Consubstantiel au fait humain (ne serait-ce qu’en vue de la reproduction de l’espèce) le lien social se fait sentir par son absence, selon deux modalités : le lien refusé a posteriori (la vie des ermites dans le désert, par exemple), ou celui manquant a priori (cas du « Sauvage de l’Aveyron »). Le lien social est le fruit d’une contrainte ou d’un choix, le réel faisant toujours état d’un entre-deux. Son étude fait apparaître trois catégories fondamentales : en premier lieu les liens sociaux impliqueraient de la positivité, car orientés vers l’émancipation, la liberté, l’égalité, la justice. De Locke à Durkheim, les liens sociaux sont souhaités en tant que finalité des rapports humains, dans une logique de solidarité. A l’inverse, La Boétie, Hobbes, Marx ou Pierre Bourdieu soulignent que les liens sociaux sont marqués par des rapports de domination et de subordination. Ces liens sociaux sont synonymes de négativité. En troisième lieu, les liens sociaux dits « neutres » se présentent comme permettant aux individus de s’exprimer et d’atteindre les buts qu’ils se sont fixés (Max Weber, Irving Goffman, Raymond Boudon).

Pendant plusieurs siècles, le lien social a un côté totalisant, par son caractère « englobé et imposé ». L’ossature sociale des regroupements humains s’articule autour de catégories spécifiques assurant, par leur coordination, la reproduction de l’organisation sociale. Cette structure tripartite (il y a ceux qui prient, ceux qui se battent, ceux qui travaillent) mise en avant par Georges Dumézil se prolonge jusqu’à l’émergence de la personne, au moins dans les représentations et le monde des idées, lors de l’époque moderne.
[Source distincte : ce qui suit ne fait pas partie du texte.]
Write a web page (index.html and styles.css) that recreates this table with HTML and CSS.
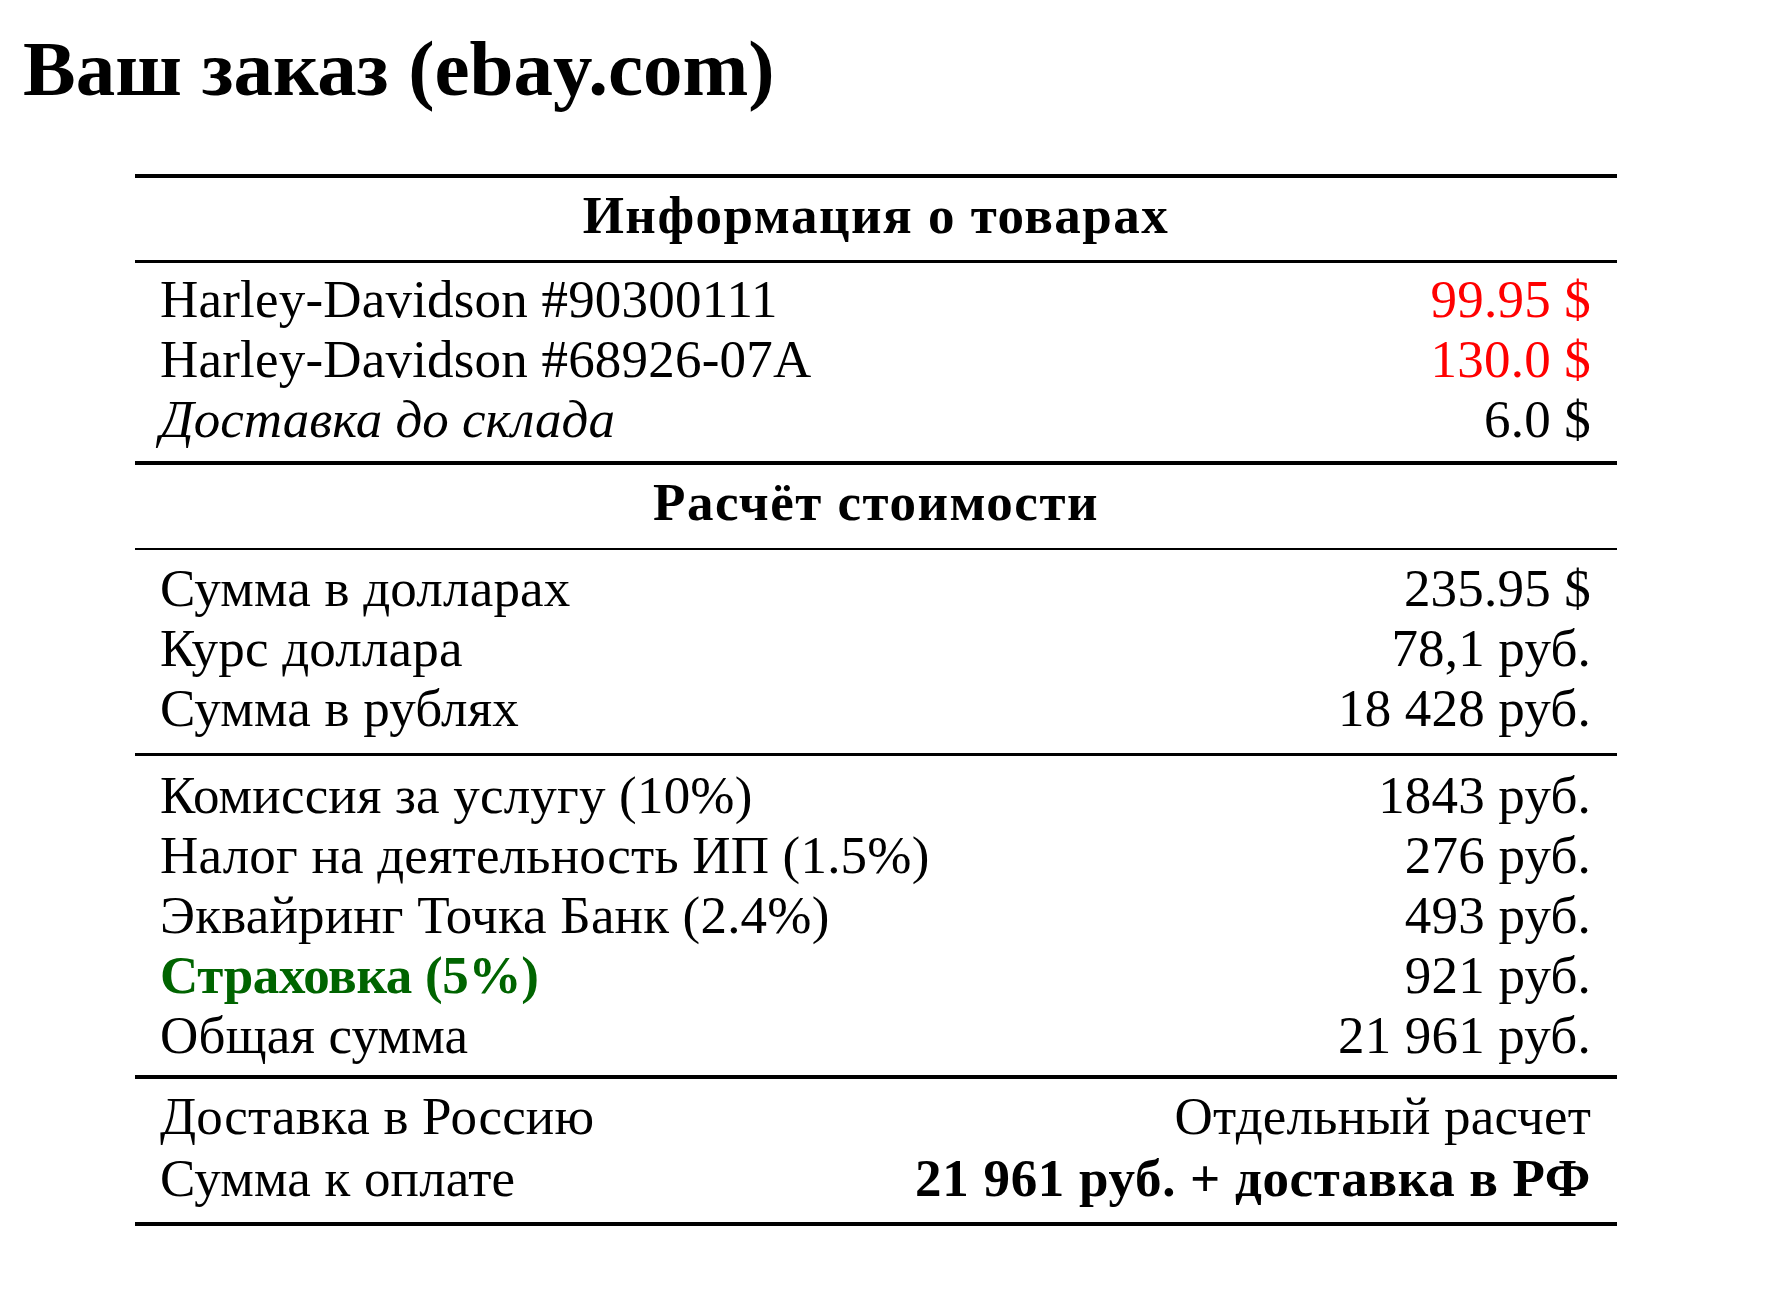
FILE: index.html
```html
<!DOCTYPE html>
<html lang="ru">
<head>
<meta charset="utf-8">
<title>Ваш заказ (ebay.com)</title>
<link rel="stylesheet" href="styles.css">
</head>
<body>
<div class="page">
  <h1 class="title">Ваш заказ (ebay.com)</h1>
  <div class="order">
    <div class="head head-first">Информация о товарах</div>
    <div class="group group-goods">
      <div class="row"><span class="label">Harley-Davidson #90300111</span><span class="value price">99.95 $</span></div>
      <div class="row"><span class="label">Harley-Davidson #68926-07A</span><span class="value price">130.0 $</span></div>
      <div class="row"><span class="label note">Доставка до склада</span><span class="value">6.0 $</span></div>
    </div>
    <div class="head head-second">Расчёт стоимости</div>
    <div class="group group-conv">
      <div class="row"><span class="label">Сумма в долларах</span><span class="value">235.95 $</span></div>
      <div class="row"><span class="label">Курс доллара</span><span class="value">78,1 руб.</span></div>
      <div class="row"><span class="label">Сумма в рублях</span><span class="value">18 428 руб.</span></div>
    </div>
    <div class="group group-fees">
      <div class="row"><span class="label">Комиссия за услугу (10%)</span><span class="value">1843 руб.</span></div>
      <div class="row"><span class="label">Налог на деятельность ИП (1.5%)</span><span class="value">276 руб.</span></div>
      <div class="row"><span class="label">Эквайринг Точка Банк (2.4%)</span><span class="value">493 руб.</span></div>
      <div class="row"><span class="label insurance">Страховка (5%)</span><span class="value">921 руб.</span></div>
      <div class="row"><span class="label">Общая сумма</span><span class="value">21 961 руб.</span></div>
    </div>
    <div class="group group-total">
      <div class="row"><span class="label">Доставка в Россию</span><span class="value">Отдельный расчет</span></div>
      <div class="row"><span class="label">Сумма к оплате</span><span class="value strong">21 961 руб. + доставка в РФ</span></div>
    </div>
  </div>
</div>
</body>
</html>
```

FILE: styles.css
```css
html, body {
  margin: 0;
  padding: 0;
  background: #ffffff;
}

body {
  font-family: "Liberation Serif", "Times New Roman", serif;
  color: #000000;
}

.page {
  padding: 30px 0 0 23px;
}

.title {
  margin: 0;
  font-size: 79px;
  line-height: 78px;
  font-weight: bold;
}

.order {
  margin: 66px 0 0 112px;
  width: 1482px;
  font-size: 53px;
  line-height: 60px;
  letter-spacing: 0.2px;
  border-top: 4px solid #000;
  border-bottom: 4px solid #000;
}

.head {
  text-align: center;
  font-weight: bold;
  letter-spacing: 1.5px;
  padding: 7px 0 15px;
}

.head-second {
  padding: 7px 0 16px;
  border-top: 4px solid #000;
}

.group {
  display: flex;
  flex-direction: column;
  padding: 0 26px 0 25px;
}

.group-goods {
  border-top: 3px solid #000;
  padding-top: 6px;
  padding-bottom: 12px;
}

.group-conv {
  border-top: 2px solid #000;
  padding-top: 8px;
  padding-bottom: 15px;
}

.group-fees {
  border-top: 3px solid #000;
  padding-top: 9px;
  padding-bottom: 10px;
}

.group-total {
  border-top: 4px solid #000;
  padding-top: 7px;
  padding-bottom: 14px;
  gap: 2px;
}

.row {
  display: flex;
  justify-content: space-between;
  align-items: baseline;
  height: 60px;
}

.label {
  white-space: nowrap;
}

.value {
  white-space: nowrap;
  text-align: right;
}

.note {
  font-style: italic;
  letter-spacing: 0;
}

.price {
  color: #ff0000;
}

.insurance {
  color: #006400;
  font-weight: bold;
  letter-spacing: -0.3px;
}

.strong {
  font-weight: bold;
  letter-spacing: 0.7px;
}
```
Au-delà de l’histoire d’une notion et de son appropriation par les sciences sociales (Ecole de Chicago, Ecole de Francfort entre autres), l’auteur scrute les stratégies des acteurs pour « faire du lien » aujourd’hui. « Faire » : le changement sémantique signale le renversement radical de perspective des trois dernières décennies ; car « au cours des trois premières qui suivirent la deuxième guerre mondiale, on en parlait peu car il allait de soi », souligne Pierre Bouvier, qui rappelle l’accélération de la mondialisation à partir des années soixante-dix. Mondialisation qui croît parallèlement à la précarisation des individus dans les sociétés occidentales.

Reprenant les analyses de Norbert Elias (La société des individus) ou, celles plus récentes de François de Singly, l’auteur note que le lien social est soumis à l’approbation des individus, qu’il s’est contractualisé. Aboutissement de l’homme « auto-construit » ? Certes, ni l’Etat-nation ni aucune autre institution (politique, religieuse, communautaire…) ne peut se prévaloir d’une position surplombante déterminante sur l’individu. Pierre Bouvier écrit : « Ce n’est pas comme Homme que je me développe, et je ne développe pas l’Homme : c’est moi qui me développe. Par le seul fait que je suis ce moi unique, je fais de tout ma propriété rien qu’en me mettant en œuvre et en me développant. » Mais l’ « individu-stratège », dans sa volonté de faire du lien social (volonté prise en étau entre le marché et le ghetto), se voit proposé des modèles alternatifs de participer au « vivre ensemble ». C’est ce que reflèterait, par exemple, la floraison des émissions de télé-réalité, dans lesquelles l’illusion de regarder des « vraies gens » masque mal le caractère interchangeable des protagonistes et, de fait, leur présence purement fonctionnelle au service d’une histoire codifiée à l’avance.

Pierre Bouvier refuse cependant toute conclusion pessimiste quant au devenir du lien social. Il montre à travers des exemples, celui des repas de quartier, mais aussi, plus longuement développé, celui des « squarts » (squats d’artistes) – dont le 59 Rivoli, devenu fameux –, que ces réunions issues de décisions volontaires sont à même de créer du lien : les squatters partagent l’idéal du travail non contraint et un désir de différenciation vis-à-vis du reste de la société.